When my friend tasted this recipe, her words were ‘holy moly’

 

 

Ingredients:
1½ cups chopped pecans
1 cup whole milk
1 cup unsalted butter
1 tablespoon butter
2 cups granulated sugar
4 eggs, at room temperature
2 teaspoons vanilla extract
1 teaspoon maple extract
3 cups all-purpose flour
2 teaspoons baking powder
1 teaspoon salt
For the frosting:
6 cups powered sugar
12 oz cream cheese, softened at room temperature
1/2 cup unsalted butter
1 teaspoon each of maple and vanilla extract
2 tablespoons milk
Instructions:
1. Preheat oven to 350°F and grease a 9×13 baking dish.
2. Toast chopped pecans with 1 tablespoon butter in a skillet over medium heat for 3-4 minutes. Remove from heat.
3. Beat 1 cup butter with sugar until fluffy.
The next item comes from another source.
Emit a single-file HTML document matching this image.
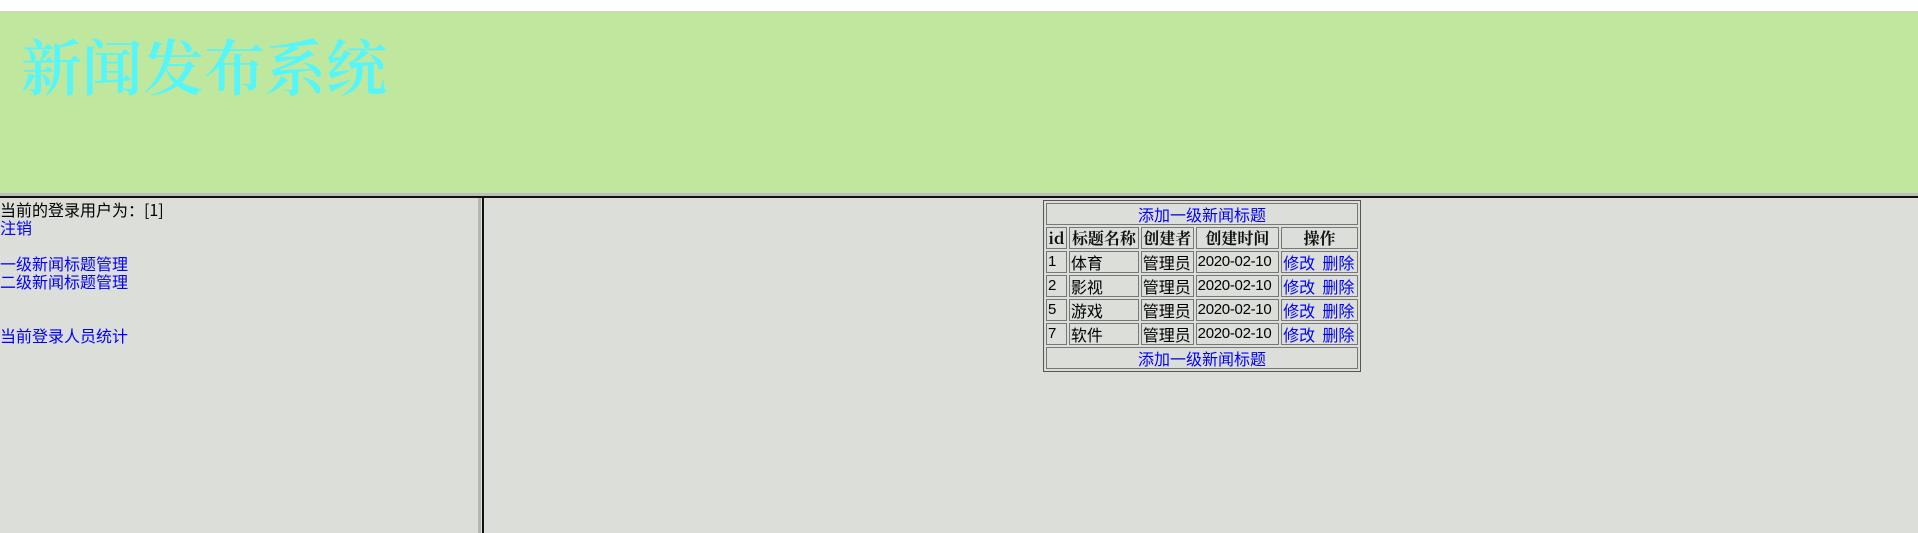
<!DOCTYPE html>
<html><head><meta charset="utf-8"><style>
*{margin:0;padding:0;box-sizing:border-box}
body{width:1918px;height:533px;overflow:hidden;background:#dcded9;font-family:"Liberation Mono","Noto Sans CJK SC",monospace;font-size:16px;position:relative}
.bar{position:absolute;left:0;top:0;width:1918px;height:12px;background:#fff;border-bottom:1px solid #d0d0d0}
.top{position:absolute;left:0;top:12px;width:1918px;height:181px;background:#bfe79d}
.title{position:absolute;left:21px;top:18px;font-family:"Noto Serif CJK SC","Liberation Serif",serif;font-size:61px;line-height:70px;color:#55f5fa;font-weight:600}
.sep{position:absolute;left:0;top:193px;width:1918px;height:3px;background:#bdbdbd}
.sep2{position:absolute;left:0;top:196px;width:1918px;height:2px;background:#111}
.vl{position:absolute;left:478px;top:198px;width:3px;height:335px;background:#b5b5b5}
.vl2{position:absolute;left:482px;top:198px;width:2px;height:335px;background:#111}
.left{position:absolute;left:0;top:200px;line-height:18px;font-family:"Noto Sans CJK SC",sans-serif;font-size:16px}
a{color:#0000ff;text-decoration:none}
table{position:absolute;left:1043px;top:200px;width:318px;border:1px solid #555;border-spacing:2px;border-collapse:separate}
td,th{border:1px solid #777;height:22px;padding:0 1px;font-size:16px;font-family:"Noto Sans CJK SC",sans-serif;line-height:20px;white-space:nowrap;overflow:hidden}
th{font-weight:bold;color:#111;font-family:"Noto Serif CJK SC",serif}
.c{text-align:center}
.d{font-family:"Liberation Sans",sans-serif;font-size:15px;letter-spacing:-.3px}
</style></head><body>
<div class="bar"></div>
<div class="top"><div class="title">新闻发布系统</div></div>
<div class="sep"></div><div class="sep2"></div>
<div class="vl"></div><div class="vl2"></div>
<div class="left">当前的登录用户为：[1]<br><a>注销</a><br><br><a>一级新闻标题管理</a><br><a>二级新闻标题管理</a><br><br><br><a>当前登录人员统计</a></div>
<table>
<colgroup><col style="width:21px"><col style="width:70px"><col style="width:53px"><col style="width:84px"><col style="width:77px"></colgroup>
<tr><td colspan="5" class="c"><a>添加一级新闻标题</a></td></tr>
<tr><th>id</th><th>标题名称</th><th>创建者</th><th>创建时间</th><th>操作</th></tr>
<tr><td class="d">1</td><td>体育</td><td>管理员</td><td class="d">2020-02-10</td><td><a>修改</a>&nbsp; <a>删除</a></td></tr>
<tr><td class="d">2</td><td>影视</td><td>管理员</td><td class="d">2020-02-10</td><td><a>修改</a>&nbsp; <a>删除</a></td></tr>
<tr><td class="d">5</td><td>游戏</td><td>管理员</td><td class="d">2020-02-10</td><td><a>修改</a>&nbsp; <a>删除</a></td></tr>
<tr><td class="d">7</td><td>软件</td><td>管理员</td><td class="d">2020-02-10</td><td><a>修改</a>&nbsp; <a>删除</a></td></tr>
<tr><td colspan="5" class="c"><a>添加一级新闻标题</a></td></tr>
</table>
</body></html>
Add eggs one at a time, then mix in vanilla and maple extracts.
4. In a separate bowl, combine flour, baking powder, and salt.
5. Gradually add dry mixture to wet mixture, alternating with 1 cup of milk. Fold in toasted pecans.
6. Transfer batter to the baking dish and bake for 30 minutes until a toothpick comes out clean.
7. Prepare frosting by beating powdered sugar, cream cheese, butter, vanilla extract, and maple extract until smooth. Add enough milk to make it spreadable.
8. Crumble and mix half of the cooled cake with ¼ of the frosting. Repeat with the other half.

9. Press the cake crumble back into the baking dish and top with remaining frosting.
10. Refrigerate for 4 hours or overnight until fully set.
11. Cut into small squares and serve chilled.